Her is a science-fiction romantic drama, written, produced and directed by Spike Jonze, which follows the life of Theodore Twombly, set in the near future in Los Angeles. Theodore is an introverted, lonely everyman who works as a professional writer composing personal letters for other people and is dealing with a failed marriage with his childhood love, Catherine. Upon purchasing an operating system upgrade that includes a virtual assistant with artificial intelligence, he begins to bond with the AI. ‘Her’ represents the result of human experience being enveloped and permeated by technology. It forecasts the human alienation and other complexities that come with a world where everything is catered to optimising ease and algorithms are written to perfectly mould themselves around the requirements of human beings. A romantic relationship develops between the man and the operating system. Psychoanalytic themes and ideologies are dominant in the film. In its depiction of a love story between a human and a digital system, it deals with Lacan’s formulation that “there is no such thing as a sexual relationship”.
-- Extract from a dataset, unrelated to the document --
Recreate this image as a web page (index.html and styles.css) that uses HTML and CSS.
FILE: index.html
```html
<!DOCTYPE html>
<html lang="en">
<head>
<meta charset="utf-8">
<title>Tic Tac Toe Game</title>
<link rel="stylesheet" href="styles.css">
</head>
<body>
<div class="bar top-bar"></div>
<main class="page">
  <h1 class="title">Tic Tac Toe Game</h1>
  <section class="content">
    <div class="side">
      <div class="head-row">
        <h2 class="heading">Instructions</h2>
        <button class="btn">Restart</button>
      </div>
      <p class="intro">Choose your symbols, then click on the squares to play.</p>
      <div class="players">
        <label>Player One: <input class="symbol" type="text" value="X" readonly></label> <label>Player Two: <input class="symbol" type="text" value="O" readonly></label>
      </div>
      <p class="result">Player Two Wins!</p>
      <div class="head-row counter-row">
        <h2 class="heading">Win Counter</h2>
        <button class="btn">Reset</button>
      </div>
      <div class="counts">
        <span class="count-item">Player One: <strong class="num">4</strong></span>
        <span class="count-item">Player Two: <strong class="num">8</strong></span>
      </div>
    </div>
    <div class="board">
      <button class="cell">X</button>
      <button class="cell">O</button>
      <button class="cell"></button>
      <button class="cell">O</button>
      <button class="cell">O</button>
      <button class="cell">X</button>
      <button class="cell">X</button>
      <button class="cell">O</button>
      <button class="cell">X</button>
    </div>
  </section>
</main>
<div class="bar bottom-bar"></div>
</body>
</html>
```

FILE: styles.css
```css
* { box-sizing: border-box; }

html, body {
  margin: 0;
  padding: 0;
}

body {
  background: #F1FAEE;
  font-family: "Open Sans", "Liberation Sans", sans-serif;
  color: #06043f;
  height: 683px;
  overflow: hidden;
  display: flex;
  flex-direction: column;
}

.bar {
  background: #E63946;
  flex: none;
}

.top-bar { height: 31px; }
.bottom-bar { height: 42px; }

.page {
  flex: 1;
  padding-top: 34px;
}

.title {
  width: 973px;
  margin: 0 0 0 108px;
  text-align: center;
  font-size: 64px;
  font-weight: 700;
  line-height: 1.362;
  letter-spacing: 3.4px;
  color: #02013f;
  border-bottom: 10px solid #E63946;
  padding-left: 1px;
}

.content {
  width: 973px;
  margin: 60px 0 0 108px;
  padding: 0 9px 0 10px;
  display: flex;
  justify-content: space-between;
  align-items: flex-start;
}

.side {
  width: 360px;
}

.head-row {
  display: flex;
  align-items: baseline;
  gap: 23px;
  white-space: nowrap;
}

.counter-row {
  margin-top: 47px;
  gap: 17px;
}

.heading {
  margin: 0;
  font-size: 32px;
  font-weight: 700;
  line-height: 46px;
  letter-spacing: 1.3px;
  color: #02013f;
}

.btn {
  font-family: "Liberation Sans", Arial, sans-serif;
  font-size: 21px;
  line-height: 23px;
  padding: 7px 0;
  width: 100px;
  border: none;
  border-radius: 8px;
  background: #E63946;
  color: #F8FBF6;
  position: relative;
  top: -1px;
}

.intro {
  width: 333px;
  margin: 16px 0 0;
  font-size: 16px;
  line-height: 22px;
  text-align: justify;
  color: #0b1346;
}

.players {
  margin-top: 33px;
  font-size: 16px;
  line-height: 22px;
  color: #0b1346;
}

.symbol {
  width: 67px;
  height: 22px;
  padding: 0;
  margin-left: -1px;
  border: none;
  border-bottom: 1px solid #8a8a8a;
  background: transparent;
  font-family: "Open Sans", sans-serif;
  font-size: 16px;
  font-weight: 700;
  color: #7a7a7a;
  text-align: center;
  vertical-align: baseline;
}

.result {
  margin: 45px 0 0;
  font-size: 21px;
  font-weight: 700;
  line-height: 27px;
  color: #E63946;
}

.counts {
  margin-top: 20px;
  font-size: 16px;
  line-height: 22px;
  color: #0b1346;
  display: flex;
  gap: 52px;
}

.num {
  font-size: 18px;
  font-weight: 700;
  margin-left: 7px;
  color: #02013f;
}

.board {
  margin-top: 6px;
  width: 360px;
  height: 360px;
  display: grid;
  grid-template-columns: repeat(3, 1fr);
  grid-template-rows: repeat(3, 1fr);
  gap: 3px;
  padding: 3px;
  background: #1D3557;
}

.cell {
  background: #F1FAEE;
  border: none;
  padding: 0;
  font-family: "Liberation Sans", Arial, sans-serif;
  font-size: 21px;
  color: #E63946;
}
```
Jonze provides an intriguing critique on subjectivity in the age of “capitalist realism”, as coined by Mark Fisher, wherein capitalism is the only practical economic system and thus, there can be no conceivable alternative. Fisher in his theory describes a state of impotence and depressive hedonia which is personified by Theo in ‘Her’. He is the product of a twenty-first century culture of digitalisation and consumerism, which become the power structures within the film, along with the prescribed enjoyment which is a result of the consumer society as theorised by Jacques Lacan and Slavoj Žižek. The failure of “material sex” is a predominant premise of the film and resists the power structures revolving around an ideal romantic relationship between a heterosexual couple. It highlights the creation of a libidinal excess through capitalist exploitation which hasn’t yet been objectified or made sense of. It is in light of capitalist realism and digital culture that the absence of any political alternatives would lead to humans turning to their gadgets and other objects. The film portrays how economic relations are exploitative and social relations are impossible, and have hence become commoditized. It is a prediction of the failure that the relationship between humans and their objects will ultimately lead to. However, the political and economic systems that ‘Her’ is set in are not purely capitalistic, but a post-capitalist world where trading of commodities still exists, but there is no uneven distribution of wealth, no class and a thriving economy. It is a sort of Socialist utopia where the characters pursue what they truly love and the workers are not parts of a corporate machine. Theodore’s ex-wife Catherine is a successful writer and his neighbour and friend, Amy makes documentaries and designs video games. The economic system displayed in the film is Market socialism, rather than a free market economy but this society is still dealing with the lingering effects of capitalism from the not-so-distant past. The emotional isolation of the characters being one of these effects, which can be explained by Marx’s idea of technology ultimately leading to alienation, in the way that it transformed work. The hegemonic influences of capitalism are heavily opposed in the film, through the prophecy of an ugly future.